DATA SHOWN:

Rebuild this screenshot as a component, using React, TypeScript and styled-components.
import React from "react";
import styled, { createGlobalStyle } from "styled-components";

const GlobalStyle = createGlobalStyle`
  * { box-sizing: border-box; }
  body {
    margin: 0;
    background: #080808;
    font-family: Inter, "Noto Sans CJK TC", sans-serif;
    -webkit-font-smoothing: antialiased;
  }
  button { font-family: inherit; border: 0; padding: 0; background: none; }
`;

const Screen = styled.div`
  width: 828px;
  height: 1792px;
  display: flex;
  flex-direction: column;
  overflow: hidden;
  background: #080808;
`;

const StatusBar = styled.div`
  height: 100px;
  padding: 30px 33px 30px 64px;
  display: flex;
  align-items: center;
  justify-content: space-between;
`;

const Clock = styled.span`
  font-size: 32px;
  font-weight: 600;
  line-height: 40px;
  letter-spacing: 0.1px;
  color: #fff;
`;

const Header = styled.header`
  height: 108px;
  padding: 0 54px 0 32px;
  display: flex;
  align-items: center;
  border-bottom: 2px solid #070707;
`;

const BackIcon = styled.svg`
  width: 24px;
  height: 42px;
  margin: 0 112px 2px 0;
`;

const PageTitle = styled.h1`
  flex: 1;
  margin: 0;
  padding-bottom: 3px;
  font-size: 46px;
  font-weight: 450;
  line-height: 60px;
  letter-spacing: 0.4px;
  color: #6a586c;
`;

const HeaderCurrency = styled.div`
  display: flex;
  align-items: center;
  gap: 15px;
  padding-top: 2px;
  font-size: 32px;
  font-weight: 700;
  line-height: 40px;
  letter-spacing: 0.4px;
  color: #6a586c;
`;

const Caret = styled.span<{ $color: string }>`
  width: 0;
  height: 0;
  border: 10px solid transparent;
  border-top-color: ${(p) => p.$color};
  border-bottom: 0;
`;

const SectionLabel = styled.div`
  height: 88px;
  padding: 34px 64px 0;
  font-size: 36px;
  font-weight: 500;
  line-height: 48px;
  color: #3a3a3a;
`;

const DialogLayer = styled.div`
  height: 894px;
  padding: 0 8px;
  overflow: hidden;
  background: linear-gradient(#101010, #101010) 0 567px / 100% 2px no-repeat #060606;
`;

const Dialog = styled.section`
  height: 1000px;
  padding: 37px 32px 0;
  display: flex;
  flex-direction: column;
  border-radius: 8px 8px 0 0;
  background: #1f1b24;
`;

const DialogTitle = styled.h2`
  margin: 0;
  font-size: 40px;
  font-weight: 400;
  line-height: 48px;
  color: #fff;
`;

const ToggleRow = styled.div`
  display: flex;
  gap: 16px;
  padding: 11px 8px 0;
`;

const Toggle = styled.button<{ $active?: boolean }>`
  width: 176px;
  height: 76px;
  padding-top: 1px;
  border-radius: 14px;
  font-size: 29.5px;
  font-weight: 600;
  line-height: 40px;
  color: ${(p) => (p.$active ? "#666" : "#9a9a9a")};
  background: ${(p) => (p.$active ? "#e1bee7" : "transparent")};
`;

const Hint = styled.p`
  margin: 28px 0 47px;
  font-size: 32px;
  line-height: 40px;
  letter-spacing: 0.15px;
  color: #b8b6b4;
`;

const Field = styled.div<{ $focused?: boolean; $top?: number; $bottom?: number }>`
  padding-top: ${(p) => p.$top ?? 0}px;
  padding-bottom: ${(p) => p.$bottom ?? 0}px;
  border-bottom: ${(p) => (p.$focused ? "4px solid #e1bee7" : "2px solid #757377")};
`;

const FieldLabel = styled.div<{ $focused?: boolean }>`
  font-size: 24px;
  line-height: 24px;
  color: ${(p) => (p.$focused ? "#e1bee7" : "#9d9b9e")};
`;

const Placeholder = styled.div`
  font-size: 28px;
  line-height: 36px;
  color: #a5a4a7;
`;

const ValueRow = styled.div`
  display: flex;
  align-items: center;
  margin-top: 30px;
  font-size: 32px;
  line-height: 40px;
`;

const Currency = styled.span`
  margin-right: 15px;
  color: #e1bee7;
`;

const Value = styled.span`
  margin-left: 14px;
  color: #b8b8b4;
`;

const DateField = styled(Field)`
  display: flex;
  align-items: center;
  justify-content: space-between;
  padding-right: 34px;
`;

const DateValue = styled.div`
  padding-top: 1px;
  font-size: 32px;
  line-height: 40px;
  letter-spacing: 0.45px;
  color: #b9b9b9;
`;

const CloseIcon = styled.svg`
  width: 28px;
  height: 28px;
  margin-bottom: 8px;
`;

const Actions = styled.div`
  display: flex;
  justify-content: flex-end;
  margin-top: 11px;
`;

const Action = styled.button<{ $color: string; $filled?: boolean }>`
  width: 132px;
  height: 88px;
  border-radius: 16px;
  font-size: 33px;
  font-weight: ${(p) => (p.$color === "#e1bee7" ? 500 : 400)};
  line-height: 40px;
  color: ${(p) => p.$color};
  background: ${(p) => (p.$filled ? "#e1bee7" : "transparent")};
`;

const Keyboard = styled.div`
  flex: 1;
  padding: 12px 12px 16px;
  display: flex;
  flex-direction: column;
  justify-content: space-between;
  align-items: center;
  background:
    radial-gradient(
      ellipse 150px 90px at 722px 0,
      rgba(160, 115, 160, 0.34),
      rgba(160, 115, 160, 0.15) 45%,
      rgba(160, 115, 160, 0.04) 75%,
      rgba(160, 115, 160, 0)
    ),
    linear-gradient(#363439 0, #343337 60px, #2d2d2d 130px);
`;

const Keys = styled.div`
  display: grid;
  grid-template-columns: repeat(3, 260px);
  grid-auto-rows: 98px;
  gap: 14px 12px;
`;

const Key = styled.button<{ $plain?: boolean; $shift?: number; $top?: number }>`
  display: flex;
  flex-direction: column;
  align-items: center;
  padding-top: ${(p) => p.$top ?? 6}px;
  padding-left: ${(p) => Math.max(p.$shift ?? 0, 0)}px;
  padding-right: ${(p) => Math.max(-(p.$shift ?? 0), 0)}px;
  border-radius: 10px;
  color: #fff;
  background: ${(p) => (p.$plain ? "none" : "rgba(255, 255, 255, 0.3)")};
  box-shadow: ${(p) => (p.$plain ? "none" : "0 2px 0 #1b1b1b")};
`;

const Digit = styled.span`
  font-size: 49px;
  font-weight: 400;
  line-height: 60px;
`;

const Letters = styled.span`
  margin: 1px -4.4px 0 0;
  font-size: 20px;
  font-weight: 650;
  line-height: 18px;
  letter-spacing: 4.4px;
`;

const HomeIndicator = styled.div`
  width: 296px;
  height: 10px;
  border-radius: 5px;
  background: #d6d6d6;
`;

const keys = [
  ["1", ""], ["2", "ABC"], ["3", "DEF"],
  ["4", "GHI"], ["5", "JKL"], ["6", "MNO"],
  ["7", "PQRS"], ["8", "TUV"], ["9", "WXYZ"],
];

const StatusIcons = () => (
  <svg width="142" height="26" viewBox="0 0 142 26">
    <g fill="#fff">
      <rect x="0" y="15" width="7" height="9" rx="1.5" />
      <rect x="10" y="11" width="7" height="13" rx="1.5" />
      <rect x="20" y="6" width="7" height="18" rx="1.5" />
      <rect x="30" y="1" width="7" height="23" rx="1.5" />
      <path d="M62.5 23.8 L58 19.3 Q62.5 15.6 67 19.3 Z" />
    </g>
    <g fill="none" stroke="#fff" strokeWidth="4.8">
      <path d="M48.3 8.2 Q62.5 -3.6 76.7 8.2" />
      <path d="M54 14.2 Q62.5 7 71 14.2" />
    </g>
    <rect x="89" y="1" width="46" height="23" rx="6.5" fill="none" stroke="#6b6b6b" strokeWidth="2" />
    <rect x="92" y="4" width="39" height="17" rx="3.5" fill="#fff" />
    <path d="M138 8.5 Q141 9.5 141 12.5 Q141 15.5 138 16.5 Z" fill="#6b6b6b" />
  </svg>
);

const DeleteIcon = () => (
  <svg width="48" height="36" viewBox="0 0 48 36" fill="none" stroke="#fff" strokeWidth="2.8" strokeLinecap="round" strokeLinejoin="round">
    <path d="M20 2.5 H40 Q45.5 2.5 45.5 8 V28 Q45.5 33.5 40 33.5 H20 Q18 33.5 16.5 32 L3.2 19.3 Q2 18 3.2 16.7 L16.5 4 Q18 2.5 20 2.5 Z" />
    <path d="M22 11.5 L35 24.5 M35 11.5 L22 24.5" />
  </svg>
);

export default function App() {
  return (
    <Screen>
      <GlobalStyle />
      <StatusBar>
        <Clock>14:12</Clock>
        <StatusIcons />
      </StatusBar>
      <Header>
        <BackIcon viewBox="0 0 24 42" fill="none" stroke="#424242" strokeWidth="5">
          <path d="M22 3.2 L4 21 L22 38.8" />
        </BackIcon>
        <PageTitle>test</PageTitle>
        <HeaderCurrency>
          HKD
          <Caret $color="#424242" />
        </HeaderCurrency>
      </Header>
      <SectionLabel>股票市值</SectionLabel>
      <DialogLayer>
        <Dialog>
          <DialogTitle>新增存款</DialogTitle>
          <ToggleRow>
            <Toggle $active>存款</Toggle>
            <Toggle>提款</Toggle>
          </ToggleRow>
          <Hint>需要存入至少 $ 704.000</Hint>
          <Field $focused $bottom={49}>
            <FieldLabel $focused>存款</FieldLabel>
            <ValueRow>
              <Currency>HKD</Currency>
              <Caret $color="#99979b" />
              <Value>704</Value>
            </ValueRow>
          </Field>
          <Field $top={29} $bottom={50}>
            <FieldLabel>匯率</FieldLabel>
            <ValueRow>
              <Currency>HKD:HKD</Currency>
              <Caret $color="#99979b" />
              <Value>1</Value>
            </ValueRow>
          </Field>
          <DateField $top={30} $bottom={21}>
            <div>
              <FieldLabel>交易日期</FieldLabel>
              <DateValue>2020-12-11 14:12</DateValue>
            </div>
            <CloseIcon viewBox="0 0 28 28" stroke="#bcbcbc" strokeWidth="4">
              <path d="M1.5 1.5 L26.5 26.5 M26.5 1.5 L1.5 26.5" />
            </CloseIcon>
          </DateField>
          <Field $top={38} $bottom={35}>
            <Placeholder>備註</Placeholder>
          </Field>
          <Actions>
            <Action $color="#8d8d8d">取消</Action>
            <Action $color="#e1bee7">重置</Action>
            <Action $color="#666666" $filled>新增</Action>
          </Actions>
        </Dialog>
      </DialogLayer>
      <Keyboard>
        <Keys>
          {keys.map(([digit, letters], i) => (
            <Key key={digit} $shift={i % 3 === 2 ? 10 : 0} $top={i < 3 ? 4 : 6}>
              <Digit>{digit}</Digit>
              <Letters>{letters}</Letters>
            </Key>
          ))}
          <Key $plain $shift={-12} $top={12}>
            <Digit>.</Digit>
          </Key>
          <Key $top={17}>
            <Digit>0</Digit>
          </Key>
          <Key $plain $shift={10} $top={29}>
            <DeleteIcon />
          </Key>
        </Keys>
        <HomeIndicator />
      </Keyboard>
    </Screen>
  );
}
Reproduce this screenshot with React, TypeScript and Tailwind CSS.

WRITTEN TASK:
The records are above. How many lines in them contain the word "React"? Give the number alone.

RESPONSE TO THIS EXERCISE:
3